Blog / Segmentation
Segmentation2 min read · June 10, 2026

Your segmentation is backwards

You wrote a thousand rules and still only spoke to half your audience. The fix isn't more rules. It's letting the signal draw the lines.

The AXO Team
Notes on agentic personalization

Here's the deal with legacy segmentation: you sat in a room and wrote rules. "Visited pricing page twice, opened two emails, is in the Northeast." Then you wrote another. And another. By the time you had a thousand of them, you'd built a machine that still only spoke to maybe half your audience. And the other half quietly fell through the gaps you never thought to define.
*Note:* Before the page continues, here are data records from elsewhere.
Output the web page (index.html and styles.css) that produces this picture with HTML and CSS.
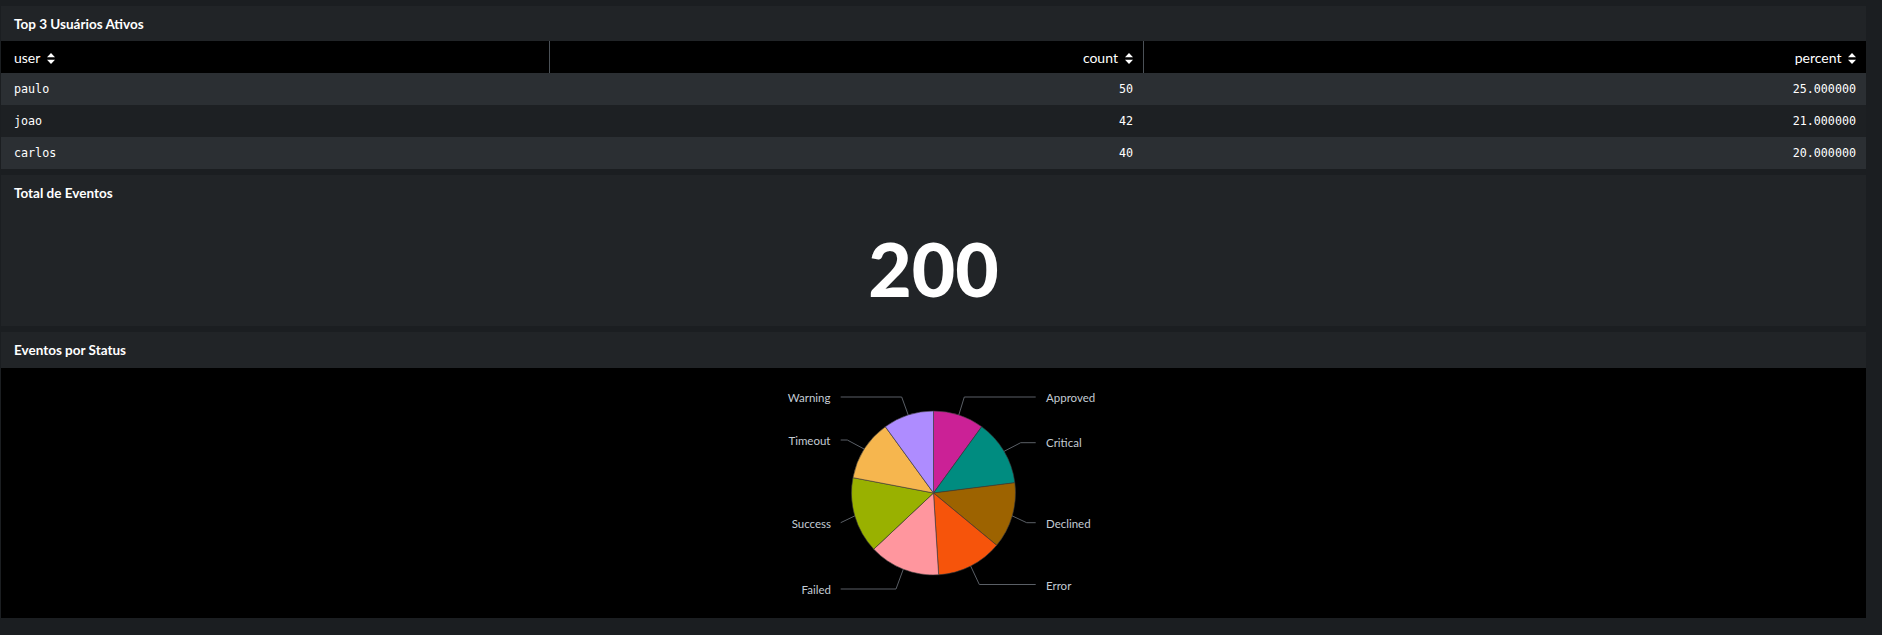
FILE: index.html
```html
<!DOCTYPE html>
<html lang="pt">
<head>
<meta charset="utf-8">
<title>Dashboard</title>
<link rel="stylesheet" href="styles.css">
</head>
<body>
<div class="dashboard">
  <section class="panel panel-table">
    <h2 class="panel-title">Top 3 Usuários Ativos</h2>
    <table class="data-table">
      <colgroup>
        <col class="col-user">
        <col class="col-count">
        <col class="col-percent">
      </colgroup>
      <thead>
        <tr>
          <th class="left">user <svg class="sort" width="8" height="11" viewBox="0 0 8 11"><path d="M4 0 L8 4.3 L0 4.3 Z M0 6.7 L8 6.7 L4 11 Z" fill="#fff"/></svg></th>
          <th class="right sep">count <svg class="sort" width="8" height="11" viewBox="0 0 8 11"><path d="M4 0 L8 4.3 L0 4.3 Z M0 6.7 L8 6.7 L4 11 Z" fill="#fff"/></svg></th>
          <th class="right sep">percent <svg class="sort" width="8" height="11" viewBox="0 0 8 11"><path d="M4 0 L8 4.3 L0 4.3 Z M0 6.7 L8 6.7 L4 11 Z" fill="#fff"/></svg></th>
        </tr>
      </thead>
      <tbody>
        <tr><td class="left">paulo</td><td class="right">50</td><td class="right">25.000000</td></tr>
        <tr><td class="left">joao</td><td class="right">42</td><td class="right">21.000000</td></tr>
        <tr><td class="left">carlos</td><td class="right">40</td><td class="right">20.000000</td></tr>
      </tbody>
    </table>
  </section>

  <section class="panel panel-single">
    <h2 class="panel-title">Total de Eventos</h2>
    <div class="single-value">200</div>
  </section>

  <section class="panel panel-chart">
    <h2 class="panel-title">Eventos por Status</h2>
    <div class="chart-area">
      <svg class="pie" width="401" height="250" viewBox="0 0 401 250">
        <g transform="translate(200.5,125)">
          <g class="slices" stroke="#3a3a3a" stroke-width="0.6">
            <path d="M0,0 L0,-82 A82,82 0 0 1 48.2,-66.34 Z" fill="#cb2196"/>
            <path d="M0,0 L48.2,-66.34 A82,82 0 0 1 81.35,-10.28 Z" fill="#008c80"/>
            <path d="M0,0 L81.35,-10.28 A82,82 0 0 1 63.18,52.27 Z" fill="#9d6300"/>
            <path d="M0,0 L63.18,52.27 A82,82 0 0 1 5.15,81.84 Z" fill="#f6540b"/>
            <path d="M0,0 L5.15,81.84 A82,82 0 0 1 -59.78,56.13 Z" fill="#ff969e"/>
            <path d="M0,0 L-59.78,56.13 A82,82 0 0 1 -80.55,-15.37 Z" fill="#99b100"/>
            <path d="M0,0 L-80.55,-15.37 A82,82 0 0 1 -48.2,-66.34 Z" fill="#f6b64e"/>
            <path d="M0,0 L-48.2,-66.34 A82,82 0 0 1 0,-82 Z" fill="#ae8cff"/>
          </g>
          <g class="leaders" fill="none" stroke="#5a5f66" stroke-width="1">
            <polyline points="25.3,-78 30.8,-96 102.2,-96"/>
            <polyline points="70.6,-41.7 87.2,-50.3 102.2,-50.3"/>
            <polyline points="78.7,22.9 93.2,29.7 102.2,29.7"/>
            <polyline points="37.2,73.1 45.8,91.5 102.2,91.5"/>
            <polyline points="-30.2,76.2 -37.5,96 -92.8,96"/>
            <polyline points="-78.7,22.9 -92.8,29.7"/>
            <polyline points="-69.2,-43.9 -86.2,-53 -92.8,-53"/>
            <polyline points="-25.3,-78 -31.8,-96 -92.8,-96"/>
          </g>
          <g class="labels">
            <text x="112.5" y="-96" class="lbl-r">Approved</text>
            <text x="112.5" y="-50.3" class="lbl-r">Critical</text>
            <text x="112.5" y="30.3" class="lbl-r">Declined</text>
            <text x="112.5" y="92" class="lbl-r">Error</text>
            <text x="-102.5" y="96" class="lbl-l">Failed</text>
            <text x="-102.5" y="30.3" class="lbl-l">Success</text>
            <text x="-103" y="-53" class="lbl-l">Timeout</text>
            <text x="-103" y="-96" class="lbl-l">Warning</text>
          </g>
        </g>
      </svg>
    </div>
  </section>
</div>
</body>
</html>
```
FILE: styles.css
```css
html, body {
  margin: 0;
  padding: 0;
  background: #1b1e21;
  height: 100%;
}

body {
  font-family: Lato, "Open Sans", "Liberation Sans", sans-serif;
  color: #ffffff;
  overflow: hidden;
}

.dashboard {
  width: 1865px;
  padding: 6px 0 0 1px;
  display: flex;
  flex-direction: column;
  gap: 6px;
}

.panel {
  background: #212427;
  display: flex;
  flex-direction: column;
}

.panel-title {
  margin: 0;
  height: 35px;
  padding: 0 13px;
  display: flex;
  align-items: center;
  font-size: 13.5px;
  font-weight: 700;
  color: #ffffff;
  letter-spacing: 0;
}

.panel-chart .panel-title {
  height: 36px;
}

.data-table {
  width: 100%;
  border-collapse: collapse;
  table-layout: fixed;
}

.col-user { width: 548px; }
.col-count { width: 594px; }
.col-percent { width: auto; }

.data-table th {
  background: #000000;
  height: 32px;
  padding: 0 10px 0 13px;
  font-weight: 400;
  font-size: 14px;
  color: #ffffff;
  white-space: nowrap;
}

.data-table th.sep {
  border-left: 1px solid #4b5157;
}

.data-table td {
  height: 32px;
  padding: 0 10px 0 13px;
  font-family: "DejaVu Sans Mono", "Liberation Mono", monospace;
  font-size: 11.7px;
  color: #ffffff;
}

.data-table tbody tr:nth-child(odd) td { background: #2b2f33; }
.data-table tbody tr:nth-child(even) td { background: #1d2023; }

.left { text-align: left; }
.right { text-align: right; }

.sort {
  display: inline-block;
  vertical-align: -1px;
  margin-left: 3px;
}

.panel-single {
  height: 151px;
}

.single-value {
  flex: 1;
  display: flex;
  align-items: center;
  justify-content: center;
  font-size: 75px;
  font-weight: 900;
  line-height: 1;
  padding-bottom: 0;
  color: #ffffff;
}

.chart-area {
  height: 250px;
  background: #000000;
  display: flex;
  justify-content: center;
}

.pie text {
  font-family: Lato, "Liberation Sans", sans-serif;
  font-size: 11.5px;
  fill: #c3cbd4;
  dominant-baseline: central;
}

.pie .lbl-l { text-anchor: end; }
.pie .lbl-r { text-anchor: start; }
```
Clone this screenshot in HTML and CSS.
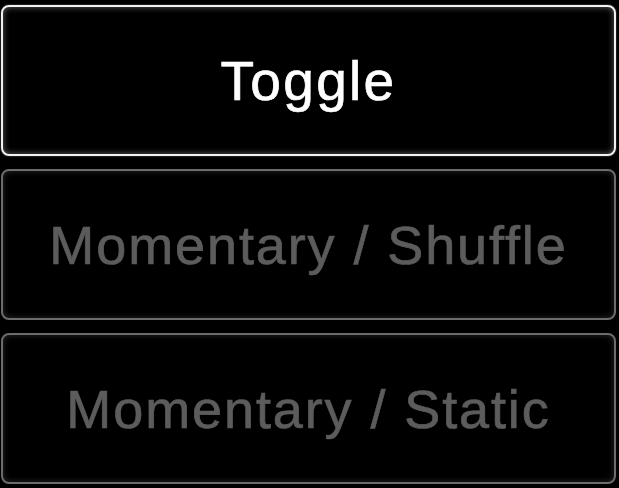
FILE: index.html
```html
<!DOCTYPE html>
<html>
<head>
<meta charset="utf-8">
<link rel="stylesheet" href="styles.css">
</head>
<body>
<div class="stack">
  <div class="btn active">Toggle</div>
  <div class="btn">Momentary / Shuffle</div>
  <div class="btn">Momentary / Static</div>
</div>
</body>
</html>
```
FILE: styles.css
```css
html, body {
  margin: 0;
  padding: 0;
  background: #000;
}
.stack {
  display: flex;
  flex-direction: column;
  gap: 13px;
  padding: 5px 3px 0 1px;
}
.btn {
  height: 151px;
  box-sizing: border-box;
  border: 2px solid #6c6c6c;
  border-radius: 8px;
  box-shadow: inset 0 0 6px rgba(120,120,120,0.35);
  display: flex;
  align-items: center;
  justify-content: center;
  font-family: "Liberation Sans", Arial, sans-serif;
  font-size: 54px;
  letter-spacing: 1.9px;
  -webkit-text-stroke: 0.7px currentColor;
  color: #5c5c5c;
}
.btn.active {
  border-color: #f2f2f2;
  box-shadow: inset 0 0 6px rgba(200,200,200,0.5), 0 0 2px rgba(255,255,255,0.4);
  color: #fff;
  font-size: 55px;
  letter-spacing: 2.3px;
}
```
It got worse, because every one of those rules leaned on first-party signals. A known email. A logged-in session. CRM data you were sure was current. Except first-party data has always been thin and stale. Most of the people on your site aren't logged in, aren't in your CRM, and aren't going to be. So the rules you spent a quarter building never even fired for the majority of your traffic.

The whole approach has the direction wrong. You're starting from a guess about who matters, then hunting for people who match the guess. Anyone who doesn't fit your mental model is invisible, not because they aren't valuable, but because you didn't write a rule for them.

Let the signal define the segment

AXO flips it. Instead of declaring segments up front, we observe patterns in the behavior as it happens (a blend of behavioral signal, first-party where it exists, and third-party context) and let the data draw the lines. The segments come out of what people actually do, not out of a workshop where someone decided in advance what the buckets should be.

That means two things. You're scoring anonymous visitors in-session, so you're not waiting on a known identity that may never arrive. And you're not maintaining a thousand brittle rules that break the moment your site or your audience shifts. The segmentation moves with the population instead of going stale the day you ship it.

The point isn't more rules. It's fewer rules and more coverage. You stop guessing who matters and start watching who shows up.